OPINION OF THE COURT
Rosenblatt, J.
Defendant contends that the trial court committed reversible error by allowing the prosecution to introduce evidence of a prior alleged crime. He relies on People v Molineux (168 NY 264 [1901]), which prohibits the introduction of such evidence unless it falls within a limited number of exceptions to its rule. We conclude, however, that because defendant opened the door to this proof based on the combination of his opening statement and cross-examination of a prosecution witness, the court properly admitted the challenged proof.
While in custody in the Onondaga Justice Center jail, defendant allegedly attempted to assault another inmate. Jail personnel considered defendant to be dangerous, and reassigned him to segregated custody in the jail’s “behavioral unit.” To reduce the threat of injury to inmates and others, jail policy prohibited inmates in this unit from wearing fabric clothing, and instead required them to wear paper clothes. After defendant initially refused to trade his fabric pants for paper ones, several guards entered his cell to supervise his exchange of clothing. Defendant punched one of the guards in the face, dislocating his jaw. A grand jury indicted defendant for the assault on the guard and the prior attempted assault on the inmate. County Court granted defendant’s motion to sever the charges and try the assault on the guard first. That case is now before us.
During pre-trial proceedings, the defense moved to preclude the prosecution from introducing proof of defendant’s alleged attempted assault on the inmate, arguing that such proof constituted inadmissible propensity evidence. In response, the [35]*35People asserted that some explanation of defendant’s segregated status and paper clothes was necessary to avoid giving jurors the impression that jail guards were mistreating him. The court ordered the prosecutor not to discuss defendant’s alleged attempted assault on the inmate, and ruled that his paper clothes could be explained by telling jurors that guards were “changing [defendant’s] status from within the jail[,] and that status required a change of clothing to color coordinate his status.” The court further ruled that it would allow the People to explore the paper clothing issue “to some degree,” but would stop short of permitting evidence that defendant was a “trouble maker.”
In its opening statement, the defense did not deny striking the guard.

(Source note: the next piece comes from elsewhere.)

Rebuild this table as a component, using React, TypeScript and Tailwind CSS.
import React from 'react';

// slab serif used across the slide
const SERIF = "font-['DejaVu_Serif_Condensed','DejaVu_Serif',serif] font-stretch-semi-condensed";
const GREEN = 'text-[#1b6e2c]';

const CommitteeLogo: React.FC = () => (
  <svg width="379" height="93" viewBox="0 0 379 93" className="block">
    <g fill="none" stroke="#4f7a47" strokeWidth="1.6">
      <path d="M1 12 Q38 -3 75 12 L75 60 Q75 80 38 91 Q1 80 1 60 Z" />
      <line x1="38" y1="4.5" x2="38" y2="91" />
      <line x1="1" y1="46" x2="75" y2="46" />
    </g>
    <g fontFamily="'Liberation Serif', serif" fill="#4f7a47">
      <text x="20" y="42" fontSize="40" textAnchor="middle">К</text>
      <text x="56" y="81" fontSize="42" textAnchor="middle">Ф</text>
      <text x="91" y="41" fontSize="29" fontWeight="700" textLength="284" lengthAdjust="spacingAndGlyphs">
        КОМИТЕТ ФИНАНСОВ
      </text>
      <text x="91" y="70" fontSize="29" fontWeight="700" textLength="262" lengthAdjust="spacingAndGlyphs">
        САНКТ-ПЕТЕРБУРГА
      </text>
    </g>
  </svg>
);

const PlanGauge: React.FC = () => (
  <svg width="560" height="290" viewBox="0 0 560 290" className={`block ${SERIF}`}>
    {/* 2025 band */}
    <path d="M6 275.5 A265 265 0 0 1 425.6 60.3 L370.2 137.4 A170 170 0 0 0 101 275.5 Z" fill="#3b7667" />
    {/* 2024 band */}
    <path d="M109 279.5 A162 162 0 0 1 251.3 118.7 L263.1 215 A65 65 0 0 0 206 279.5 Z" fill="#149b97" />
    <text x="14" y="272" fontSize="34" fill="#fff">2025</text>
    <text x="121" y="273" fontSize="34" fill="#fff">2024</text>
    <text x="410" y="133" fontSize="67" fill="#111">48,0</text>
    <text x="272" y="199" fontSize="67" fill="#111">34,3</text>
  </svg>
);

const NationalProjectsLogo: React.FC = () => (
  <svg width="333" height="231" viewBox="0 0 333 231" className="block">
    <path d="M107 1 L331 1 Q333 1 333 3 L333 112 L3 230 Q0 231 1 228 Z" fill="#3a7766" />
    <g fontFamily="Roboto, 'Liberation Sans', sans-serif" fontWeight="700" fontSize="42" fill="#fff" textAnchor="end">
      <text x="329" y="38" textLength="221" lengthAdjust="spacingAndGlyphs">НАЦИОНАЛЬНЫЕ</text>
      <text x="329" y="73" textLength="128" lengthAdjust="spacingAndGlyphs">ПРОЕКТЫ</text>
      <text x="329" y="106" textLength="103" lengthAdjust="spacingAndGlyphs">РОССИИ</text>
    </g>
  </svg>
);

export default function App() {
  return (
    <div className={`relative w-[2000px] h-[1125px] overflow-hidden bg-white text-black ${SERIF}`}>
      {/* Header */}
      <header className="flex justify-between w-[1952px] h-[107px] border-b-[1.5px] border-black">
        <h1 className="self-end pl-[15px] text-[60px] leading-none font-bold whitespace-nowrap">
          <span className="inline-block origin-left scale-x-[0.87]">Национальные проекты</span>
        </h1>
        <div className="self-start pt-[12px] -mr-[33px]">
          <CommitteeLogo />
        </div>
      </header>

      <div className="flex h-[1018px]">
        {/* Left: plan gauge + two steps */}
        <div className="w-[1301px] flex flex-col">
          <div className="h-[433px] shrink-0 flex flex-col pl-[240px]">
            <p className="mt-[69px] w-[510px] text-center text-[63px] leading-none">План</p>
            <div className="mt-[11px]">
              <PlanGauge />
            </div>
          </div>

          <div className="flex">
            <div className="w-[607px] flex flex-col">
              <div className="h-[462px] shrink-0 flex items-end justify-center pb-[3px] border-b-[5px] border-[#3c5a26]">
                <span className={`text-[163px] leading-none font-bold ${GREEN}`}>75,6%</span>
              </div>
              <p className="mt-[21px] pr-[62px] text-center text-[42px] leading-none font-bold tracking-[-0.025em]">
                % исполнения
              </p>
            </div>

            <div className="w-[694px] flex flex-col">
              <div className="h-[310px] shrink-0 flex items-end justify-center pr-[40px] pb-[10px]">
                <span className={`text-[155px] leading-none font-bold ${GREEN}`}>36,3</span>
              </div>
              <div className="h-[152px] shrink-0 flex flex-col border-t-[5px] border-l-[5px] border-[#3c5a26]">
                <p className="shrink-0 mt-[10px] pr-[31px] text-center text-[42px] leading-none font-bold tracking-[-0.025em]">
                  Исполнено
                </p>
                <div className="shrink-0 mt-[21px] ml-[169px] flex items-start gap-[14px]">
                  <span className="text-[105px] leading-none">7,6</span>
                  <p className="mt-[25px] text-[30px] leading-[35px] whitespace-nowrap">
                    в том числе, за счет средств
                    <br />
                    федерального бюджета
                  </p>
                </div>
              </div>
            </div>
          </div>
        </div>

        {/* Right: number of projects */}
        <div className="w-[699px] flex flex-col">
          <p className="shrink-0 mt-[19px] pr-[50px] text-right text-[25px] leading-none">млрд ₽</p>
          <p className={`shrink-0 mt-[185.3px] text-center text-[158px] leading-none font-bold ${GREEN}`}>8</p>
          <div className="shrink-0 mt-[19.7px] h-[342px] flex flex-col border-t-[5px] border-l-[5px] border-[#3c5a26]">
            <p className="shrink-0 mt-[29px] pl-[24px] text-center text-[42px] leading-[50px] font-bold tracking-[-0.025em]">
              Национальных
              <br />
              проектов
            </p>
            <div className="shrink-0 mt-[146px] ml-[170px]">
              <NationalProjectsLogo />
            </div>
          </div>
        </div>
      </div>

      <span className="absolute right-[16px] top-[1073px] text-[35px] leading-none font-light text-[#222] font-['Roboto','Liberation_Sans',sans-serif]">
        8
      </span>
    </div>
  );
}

Instead, it concentrated on the hardships of segregated detention, which defense counsel called “punitive segregation” and the “box.” Defense counsel continued that defendant’s “basic needs were met sometimes”; that he could not take a daily bath; that he was “afraid” and “depressed”; that he felt “threatened”; and that he felt his “life was over.” Defense counsel portrayed defendant as sitting on his bed when suddenly his cell door opened, five guards surrounded him and a scuffle broke out. Defense counsel described how jail deputies “restrained” defendant, and that when they strapped his legs and arms to a chair, “he wondered if he had done something wrong.” The defense narrated how defendant was bewildered by having to “wear paper again,” and how he felt he “didn’t do anything wrong” to deserve such treatment. Defendant’s attorney concluded by imploring jurors to find that “the jailers had a duty to do what was right,” and that the charge against defendant was “unfair” in light of the conditions he endured in jail.

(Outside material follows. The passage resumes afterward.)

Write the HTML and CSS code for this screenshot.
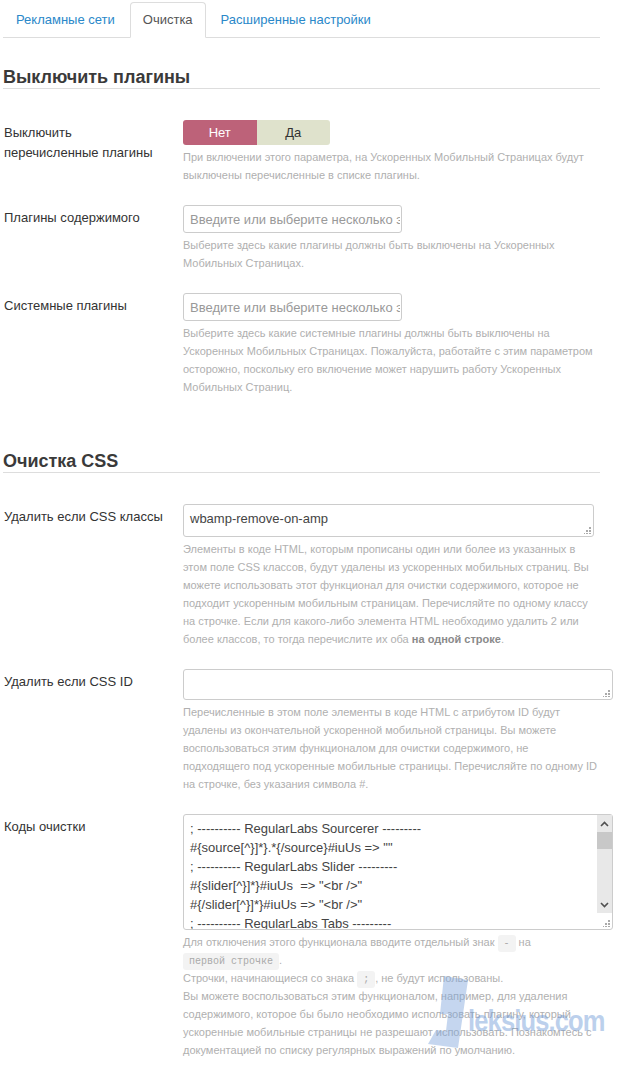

The People’s first witness was Deputy Keith Betsey, a jail officer who supervised defendant on the day of the alleged crime. Betsey testified that defendant had been made to wear paper clothes for defendant’s own safety. On cross-examination, the defense elicited testimony that guards had held defendant in isolation in the “box,” where he had limited recreation, wore paper pants, and was not allowed access to pens, pencils or sheets. The People’s second witness, Sergeant Walter Rys, testified that, as a floor supervisor in defendant’s cell block, he had come to know defendant because “he was a problem downstairs.” The court overruled defendant’s objection to this testimony, noting that the defense had “opened the door” in its opening statement and by eliciting details from Deputy Betsey about the harsh conditions in the “box.”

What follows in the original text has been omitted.